**Items:**
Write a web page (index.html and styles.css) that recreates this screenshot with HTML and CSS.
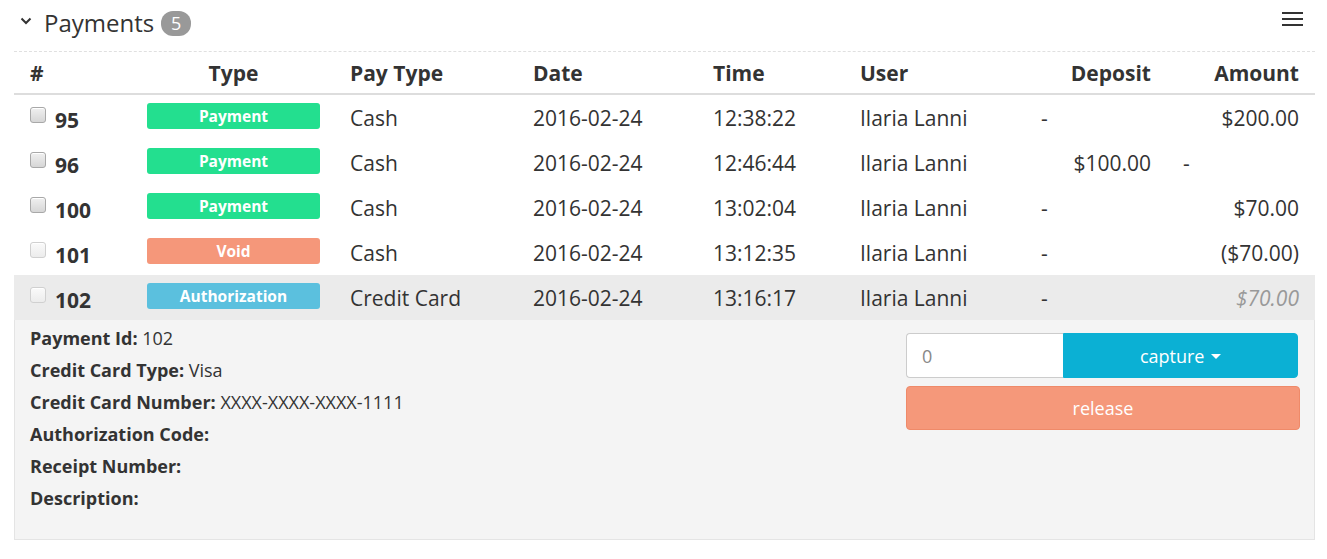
FILE: index.html
```html
<!DOCTYPE html>
<html>
<head>
<meta charset="utf-8">
<link rel="stylesheet" href="styles.css">
</head>
<body>
<div class="panel">
  <div class="panel-head">
    <div class="title">
      <svg class="chev" width="12" height="8" viewBox="0 0 12 8"><path d="M1.5 1.5 L6 6 L10.5 1.5" fill="none" stroke="#333" stroke-width="2"/></svg>
      <span class="title-text">Payments</span>
      <span class="badge">5</span>
    </div>
    <svg class="menu" width="22" height="16" viewBox="0 0 22 16"><rect x="0" y="1" width="21" height="2" fill="#333"/><rect x="0" y="7" width="21" height="2" fill="#333"/><rect x="0" y="13" width="21" height="2" fill="#333"/></svg>
  </div>
  <table class="grid">
    <colgroup>
      <col class="c-num"><col class="c-type"><col class="c-pay"><col class="c-date"><col class="c-time"><col class="c-user"><col class="c-dep"><col class="c-amt">
    </colgroup>
    <thead>
      <tr>
        <th>#</th><th class="center">Type</th><th>Pay Type</th><th>Date</th><th>Time</th><th>User</th><th class="right">Deposit</th><th class="right">Amount</th>
      </tr>
    </thead>
    <tbody>
      <tr>
        <td><span class="cb"></span><span class="num">95</span></td>
        <td class="tcell"><span class="lbl green">Payment</span></td>
        <td>Cash</td><td>2016-02-24</td><td>12:38:22</td><td>Ilaria Lanni</td>
        <td>-</td><td class="right">$200.00</td>
      </tr>
      <tr>
        <td><span class="cb"></span><span class="num">96</span></td>
        <td class="tcell"><span class="lbl green">Payment</span></td>
        <td>Cash</td><td>2016-02-24</td><td>12:46:44</td><td>Ilaria Lanni</td>
        <td class="right">$100.00</td><td>-</td>
      </tr>
      <tr>
        <td><span class="cb"></span><span class="num">100</span></td>
        <td class="tcell"><span class="lbl green">Payment</span></td>
        <td>Cash</td><td>2016-02-24</td><td>13:02:04</td><td>Ilaria Lanni</td>
        <td>-</td><td class="right">$70.00</td>
      </tr>
      <tr>
        <td><span class="cb off"></span><span class="num">101</span></td>
        <td class="tcell"><span class="lbl red">Void</span></td>
        <td>Cash</td><td>2016-02-24</td><td>13:12:35</td><td>Ilaria Lanni</td>
        <td>-</td><td class="right">($70.00)</td>
      </tr>
      <tr class="active">
        <td><span class="cb off"></span><span class="num">102</span></td>
        <td class="tcell"><span class="lbl blue">Authorization</span></td>
        <td>Credit Card</td><td>2016-02-24</td><td>13:16:17</td><td>Ilaria Lanni</td>
        <td>-</td><td class="right muted">$70.00</td>
      </tr>
      <tr class="detail-row">
        <td colspan="8">
          <div class="detail">
            <div class="info">
              <div><b>Payment Id:</b> 102</div>
              <div><b>Credit Card Type:</b> Visa</div>
              <div><b>Credit Card Number:</b> XXXX-XXXX-XXXX-1111</div>
              <div><b>Authorization Code:</b></div>
              <div><b>Receipt Number:</b></div>
              <div><b>Description:</b></div>
            </div>
            <div class="actions">
              <div class="group">
                <input class="amt-input" type="text" value="0">
                <button class="btn capture">capture <span class="caret"></span></button>
              </div>
              <button class="btn release">release</button>
            </div>
          </div>
        </td>
      </tr>
    </tbody>
  </table>
</div>
</body>
</html>
```

FILE: styles.css
```css
html, body {
  margin: 0;
  padding: 0;
  background: #fff;
}
body {
  font-family: "Open Sans", "Liberation Sans", sans-serif;
  color: #333;
  font-size: 21px;
}
.panel {
  margin: 0 12px 0 14px;
}
.panel-head {
  height: 52px;
  border-bottom: 1px dashed #e0e0e0;
  display: flex;
  align-items: center;
  justify-content: space-between;
  padding: 0 11px 6px 6px;
  box-sizing: border-box;
}
.title {
  display: flex;
  align-items: center;
}
.chev {
  margin-right: 12px;
  margin-top: -4px;
}
.title-text {
  font-size: 24px;
  line-height: 30px;
}
.badge {
  display: inline-block;
  background: #999;
  color: #fff;
  font-size: 18px;
  line-height: 25px;
  height: 25px;
  min-width: 30px;
  text-align: center;
  border-radius: 12px;
  margin-left: 7px;
  margin-top: 2px;
}
.menu {
  margin-top: -7px;
}
.grid {
  width: 100%;
  border-collapse: collapse;
  table-layout: fixed;
}
.c-num { width: 117px; }
.c-type { width: 203px; }
.c-pay { width: 183px; }
.c-date { width: 180px; }
.c-time { width: 147px; }
.c-user { width: 181px; }
.c-dep { width: 142px; }
.c-amt { width: 148px; }
th {
  font-weight: 700;
  text-align: left;
  height: 41px;
  padding: 0 16px;
  border-bottom: 2px solid #ddd;
  vertical-align: middle;
  white-space: nowrap;
}
td {
  height: 45px;
  padding: 0 16px;
  vertical-align: middle;
  white-space: nowrap;
}
.center { text-align: center; }
th.center { padding: 0 14px 0 16px; }
.right { text-align: right; }
.muted { color: #999; font-style: italic; }
.tcell { padding: 0 14px 0 16px; }
.lbl {
  display: block;
  height: 26px;
  line-height: 26px;
  border-radius: 3px;
  color: #fff;
  font-weight: 700;
  font-size: 15.5px;
  text-align: center;
  margin-top: -4px;
}
.green { background: #23df8f; }
.red { background: #f5977a; }
.blue { background: #5bc0de; }
.cb {
  display: inline-block;
  width: 14px;
  height: 14px;
  border: 1px solid #a8a8a8;
  border-radius: 3px;
  background: linear-gradient(#f0f0f0, #d6d6d6);
  vertical-align: middle;
  margin-right: 9px;
  margin-top: -6px;
  box-shadow: inset 0 1px 0 #fff;
}
.cb.off {
  border-color: #d0d0d0;
  background: linear-gradient(#fafafa, #ececec);
}
.num {
  font-weight: 700;
  display: inline-block;
  vertical-align: middle;
  margin-top: 4px;
}
tr.active td { background: #ebebeb; }
.detail-row td {
  padding: 0;
  height: auto;
}
.detail {
  background: #f4f4f4;
  border: 1px solid #e4e4e4;
  border-top: none;
  display: flex;
  justify-content: space-between;
  align-items: flex-start;
  padding: 2px 14px 25px 15px;
  font-size: 18px;
  line-height: 32px;
}
.info b { font-weight: 700; }
.actions {
  width: 394px;
  margin-top: 11px;
  display: flex;
  flex-direction: column;
  gap: 8px;
}
.group {
  display: flex;
  height: 45px;
}
.amt-input {
  width: 157px;
  box-sizing: border-box;
  height: 45px;
  border: 1px solid #ccc;
  border-right: none;
  border-radius: 4px 0 0 4px;
  background: #fff;
  font-family: "Open Sans", "Liberation Sans", sans-serif;
  font-size: 18px;
  color: #888;
  padding: 0 15px;
  margin: 0;
  outline: none;
}
.btn {
  font-family: "Open Sans", "Liberation Sans", sans-serif;
  font-size: 18px;
  color: #fff;
  border: 1px solid transparent;
  cursor: pointer;
  margin: 0;
}
.capture {
  flex: 1;
  height: 45px;
  background: #0bb0d4;
  border-color: #0bb0d4;
  border-radius: 0 4px 4px 0;
  margin-right: 2px;
}
.caret {
  display: inline-block;
  width: 0;
  height: 0;
  border-left: 5px solid transparent;
  border-right: 5px solid transparent;
  border-top: 5px solid #fff;
  vertical-align: middle;
  margin-left: 2px;
  margin-top: -2px;
}
.release {
  height: 44px;
  background: #f5987a;
  border-color: #ef8a69;
  border-radius: 4px;
  width: 100%;
}
```
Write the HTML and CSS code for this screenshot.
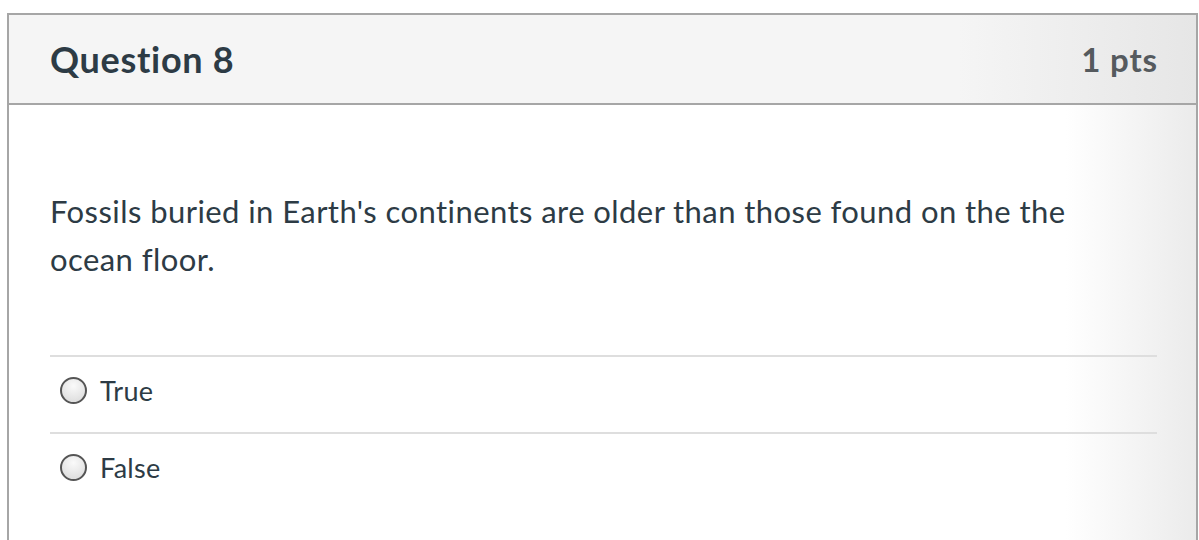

**What the task requires:** Quote the data exactly, leaving every image out of the copy.

**Exercise solution:**
Write a web page (index.html and styles.css) that recreates this screenshot with HTML and CSS.
FILE: index.html
```html
<!DOCTYPE html>
<html>
<head>
<meta charset="utf-8">
<link rel="stylesheet" href="styles.css">
</head>
<body>
<div class="panel">
  <div class="panel-head">
    <div class="title">
      <svg class="chev" width="12" height="8" viewBox="0 0 12 8"><path d="M1.5 1.5 L6 6 L10.5 1.5" fill="none" stroke="#333" stroke-width="2"/></svg>
      <span class="title-text">Payments</span>
      <span class="badge">5</span>
    </div>
    <svg class="menu" width="22" height="16" viewBox="0 0 22 16"><rect x="0" y="1" width="21" height="2" fill="#333"/><rect x="0" y="7" width="21" height="2" fill="#333"/><rect x="0" y="13" width="21" height="2" fill="#333"/></svg>
  </div>
  <table class="grid">
    <colgroup>
      <col class="c-num"><col class="c-type"><col class="c-pay"><col class="c-date"><col class="c-time"><col class="c-user"><col class="c-dep"><col class="c-amt">
    </colgroup>
    <thead>
      <tr>
        <th>#</th><th class="center">Type</th><th>Pay Type</th><th>Date</th><th>Time</th><th>User</th><th class="right">Deposit</th><th class="right">Amount</th>
      </tr>
    </thead>
    <tbody>
      <tr>
        <td><span class="cb"></span><span class="num">95</span></td>
        <td class="tcell"><span class="lbl green">Payment</span></td>
        <td>Cash</td><td>2016-02-24</td><td>12:38:22</td><td>Ilaria Lanni</td>
        <td>-</td><td class="right">$200.00</td>
      </tr>
      <tr>
        <td><span class="cb"></span><span class="num">96</span></td>
        <td class="tcell"><span class="lbl green">Payment</span></td>
        <td>Cash</td><td>2016-02-24</td><td>12:46:44</td><td>Ilaria Lanni</td>
        <td class="right">$100.00</td><td>-</td>
      </tr>
      <tr>
        <td><span class="cb"></span><span class="num">100</span></td>
        <td class="tcell"><span class="lbl green">Payment</span></td>
        <td>Cash</td><td>2016-02-24</td><td>13:02:04</td><td>Ilaria Lanni</td>
        <td>-</td><td class="right">$70.00</td>
      </tr>
      <tr>
        <td><span class="cb off"></span><span class="num">101</span></td>
        <td class="tcell"><span class="lbl red">Void</span></td>
        <td>Cash</td><td>2016-02-24</td><td>13:12:35</td><td>Ilaria Lanni</td>
        <td>-</td><td class="right">($70.00)</td>
      </tr>
      <tr class="active">
        <td><span class="cb off"></span><span class="num">102</span></td>
        <td class="tcell"><span class="lbl blue">Authorization</span></td>
        <td>Credit Card</td><td>2016-02-24</td><td>13:16:17</td><td>Ilaria Lanni</td>
        <td>-</td><td class="right muted">$70.00</td>
      </tr>
      <tr class="detail-row">
        <td colspan="8">
          <div class="detail">
            <div class="info">
              <div><b>Payment Id:</b> 102</div>
              <div><b>Credit Card Type:</b> Visa</div>
              <div><b>Credit Card Number:</b> XXXX-XXXX-XXXX-1111</div>
              <div><b>Authorization Code:</b></div>
              <div><b>Receipt Number:</b></div>
              <div><b>Description:</b></div>
            </div>
            <div class="actions">
              <div class="group">
                <input class="amt-input" type="text" value="0">
                <button class="btn capture">capture <span class="caret"></span></button>
              </div>
              <button class="btn release">release</button>
            </div>
          </div>
        </td>
      </tr>
    </tbody>
  </table>
</div>
</body>
</html>
```

FILE: styles.css
```css
html, body {
  margin: 0;
  padding: 0;
  background: #fff;
}
body {
  font-family: "Open Sans", "Liberation Sans", sans-serif;
  color: #333;
  font-size: 21px;
}
.panel {
  margin: 0 12px 0 14px;
}
.panel-head {
  height: 52px;
  border-bottom: 1px dashed #e0e0e0;
  display: flex;
  align-items: center;
  justify-content: space-between;
  padding: 0 11px 6px 6px;
  box-sizing: border-box;
}
.title {
  display: flex;
  align-items: center;
}
.chev {
  margin-right: 12px;
  margin-top: -4px;
}
.title-text {
  font-size: 24px;
  line-height: 30px;
}
.badge {
  display: inline-block;
  background: #999;
  color: #fff;
  font-size: 18px;
  line-height: 25px;
  height: 25px;
  min-width: 30px;
  text-align: center;
  border-radius: 12px;
  margin-left: 7px;
  margin-top: 2px;
}
.menu {
  margin-top: -7px;
}
.grid {
  width: 100%;
  border-collapse: collapse;
  table-layout: fixed;
}
.c-num { width: 117px; }
.c-type { width: 203px; }
.c-pay { width: 183px; }
.c-date { width: 180px; }
.c-time { width: 147px; }
.c-user { width: 181px; }
.c-dep { width: 142px; }
.c-amt { width: 148px; }
th {
  font-weight: 700;
  text-align: left;
  height: 41px;
  padding: 0 16px;
  border-bottom: 2px solid #ddd;
  vertical-align: middle;
  white-space: nowrap;
}
td {
  height: 45px;
  padding: 0 16px;
  vertical-align: middle;
  white-space: nowrap;
}
.center { text-align: center; }
th.center { padding: 0 14px 0 16px; }
.right { text-align: right; }
.muted { color: #999; font-style: italic; }
.tcell { padding: 0 14px 0 16px; }
.lbl {
  display: block;
  height: 26px;
  line-height: 26px;
  border-radius: 3px;
  color: #fff;
  font-weight: 700;
  font-size: 15.5px;
  text-align: center;
  margin-top: -4px;
}
.green { background: #23df8f; }
.red { background: #f5977a; }
.blue { background: #5bc0de; }
.cb {
  display: inline-block;
  width: 14px;
  height: 14px;
  border: 1px solid #a8a8a8;
  border-radius: 3px;
  background: linear-gradient(#f0f0f0, #d6d6d6);
  vertical-align: middle;
  margin-right: 9px;
  margin-top: -6px;
  box-shadow: inset 0 1px 0 #fff;
}
.cb.off {
  border-color: #d0d0d0;
  background: linear-gradient(#fafafa, #ececec);
}
.num {
  font-weight: 700;
  display: inline-block;
  vertical-align: middle;
  margin-top: 4px;
}
tr.active td { background: #ebebeb; }
.detail-row td {
  padding: 0;
  height: auto;
}
.detail {
  background: #f4f4f4;
  border: 1px solid #e4e4e4;
  border-top: none;
  display: flex;
  justify-content: space-between;
  align-items: flex-start;
  padding: 2px 14px 25px 15px;
  font-size: 18px;
  line-height: 32px;
}
.info b { font-weight: 700; }
.actions {
  width: 394px;
  margin-top: 11px;
  display: flex;
  flex-direction: column;
  gap: 8px;
}
.group {
  display: flex;
  height: 45px;
}
.amt-input {
  width: 157px;
  box-sizing: border-box;
  height: 45px;
  border: 1px solid #ccc;
  border-right: none;
  border-radius: 4px 0 0 4px;
  background: #fff;
  font-family: "Open Sans", "Liberation Sans", sans-serif;
  font-size: 18px;
  color: #888;
  padding: 0 15px;
  margin: 0;
  outline: none;
}
.btn {
  font-family: "Open Sans", "Liberation Sans", sans-serif;
  font-size: 18px;
  color: #fff;
  border: 1px solid transparent;
  cursor: pointer;
  margin: 0;
}
.capture {
  flex: 1;
  height: 45px;
  background: #0bb0d4;
  border-color: #0bb0d4;
  border-radius: 0 4px 4px 0;
  margin-right: 2px;
}
.caret {
  display: inline-block;
  width: 0;
  height: 0;
  border-left: 5px solid transparent;
  border-right: 5px solid transparent;
  border-top: 5px solid #fff;
  vertical-align: middle;
  margin-left: 2px;
  margin-top: -2px;
}
.release {
  height: 44px;
  background: #f5987a;
  border-color: #ef8a69;
  border-radius: 4px;
  width: 100%;
}
```
Write the HTML and CSS code for this screenshot.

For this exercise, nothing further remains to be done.